The idea that what goes around comes around applies not only to individuals but to nations and whole civilizations. It was just a few centuries ago -- not long, as history is measured -- that China had the highest standard of living in the world and the Dutch were the world's largest exporters, while North Africans were enslaving a million Europeans.
Nowhere have whole peoples seen their situation reversed more visibly or more painfully than the peoples of the Islamic world. In medieval times, Europe lagged far behind the Islamic world in science, mathematics, scholarship, and military power.
Even such ancient European thinkers as Plato and Aristotle became known to Europeans of the Middle Ages only after their writings, which had been translated into Arabic, were translated back into European languages.
Today that is all reversed. The number of books per person in Europe is more than ten times that in Africa and the Middle East. The number of books translated into Arabic over the past thousand years is about the same as the number translated into Spanish in one year.
There are only 18 computers per thousand persons in the Arab world, compared to 78 per thousand persons worldwide. Fewer than 400 industrial patents were issued to people in the Arab countries during the last two decades of the 20th century, while 15,000 industrial patents were issued to South Koreans alone.
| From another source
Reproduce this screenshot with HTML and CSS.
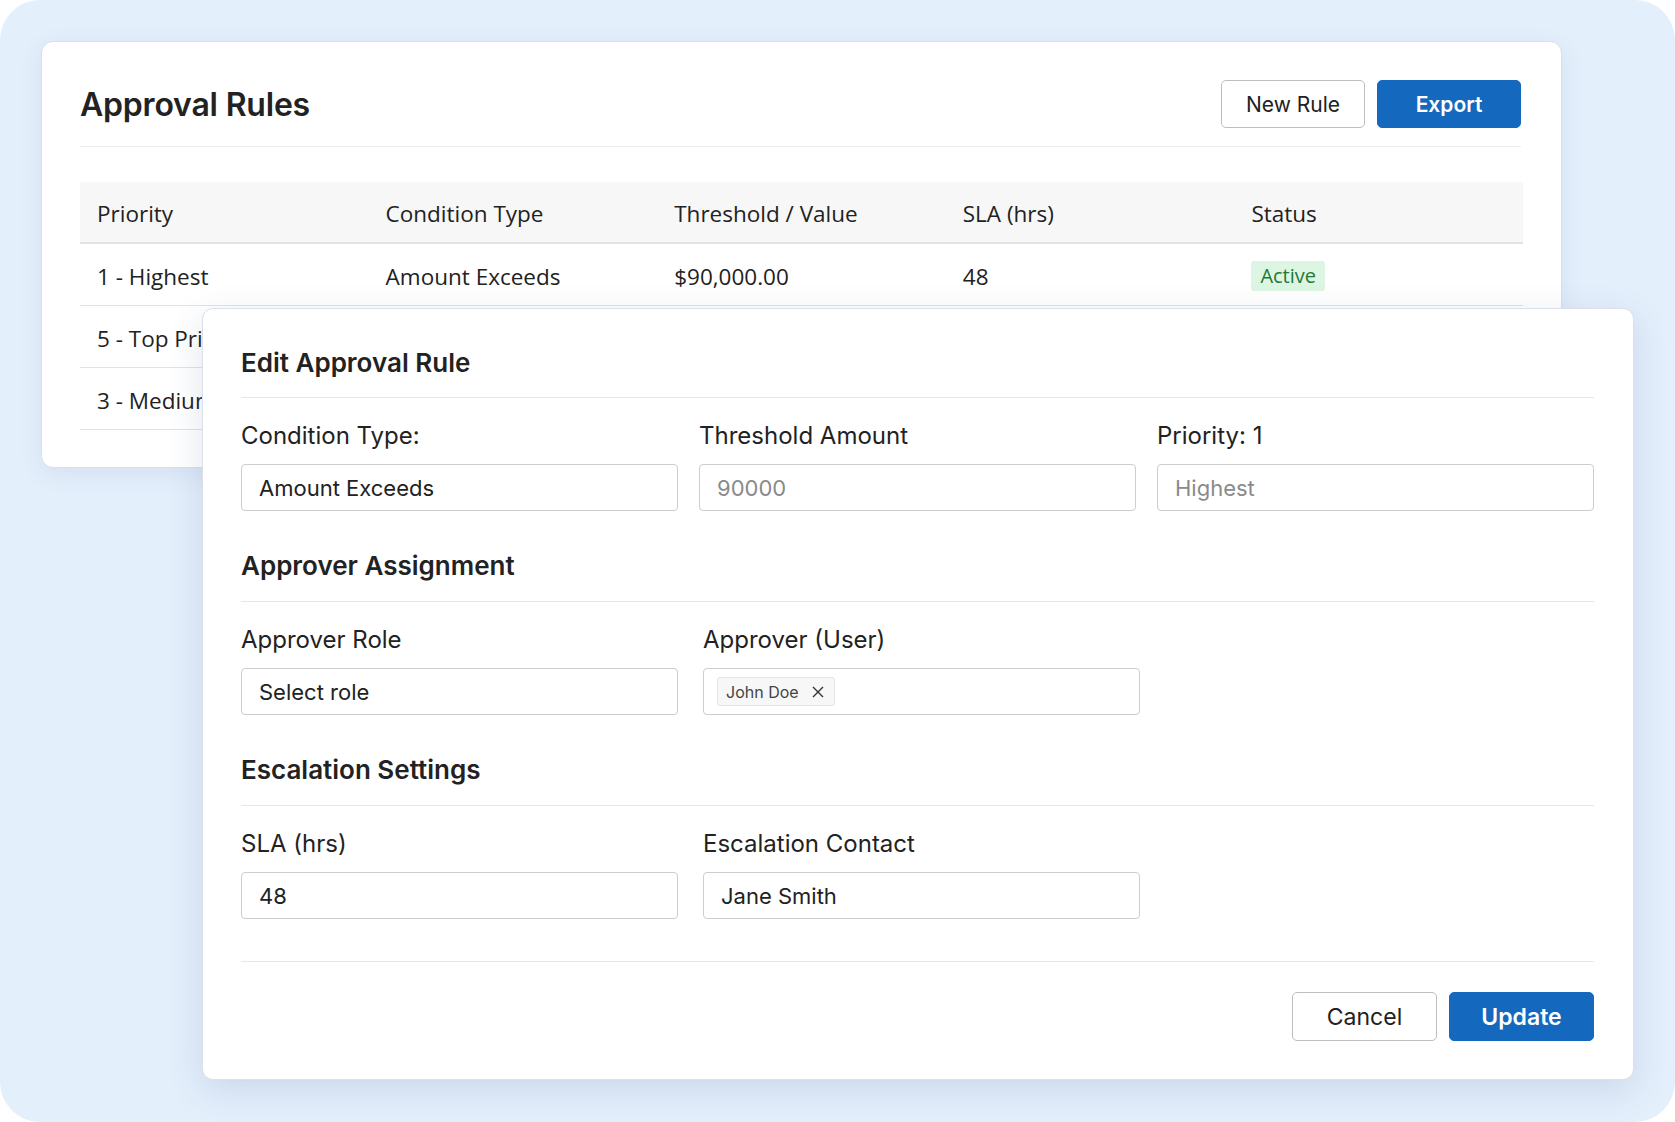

Human beings do not always take reversals of fortune gracefully. Still less can those who were once on top quietly accept seeing others leaving them far behind economically, intellectually, and militarily.
Those in the Islamic world have for centuries been taught to regard themselves as far superior to the "infidels" of the West, while everything they see with their own eyes now tells them otherwise. Worse yet, what the whole world sees with their own eyes tells them that the Middle East has made few contributions to human advancement in our times.
Even Middle Eastern oil was largely discovered and processed by people from the West. After oil, the Middle East's most prominent export has been terrorism.
Those who look at the world in rationalistic terms may say that the Middle East can use some of its vast oil wealth to expand its own educated classes and move back to the forefront of human achievement. They did it once, why not do it again?
All sorts of things can be done in the long run, but you have to live through the short run to get there. Moreover, even the short run, as history is measured, can be pretty long in terms of the human lifespan.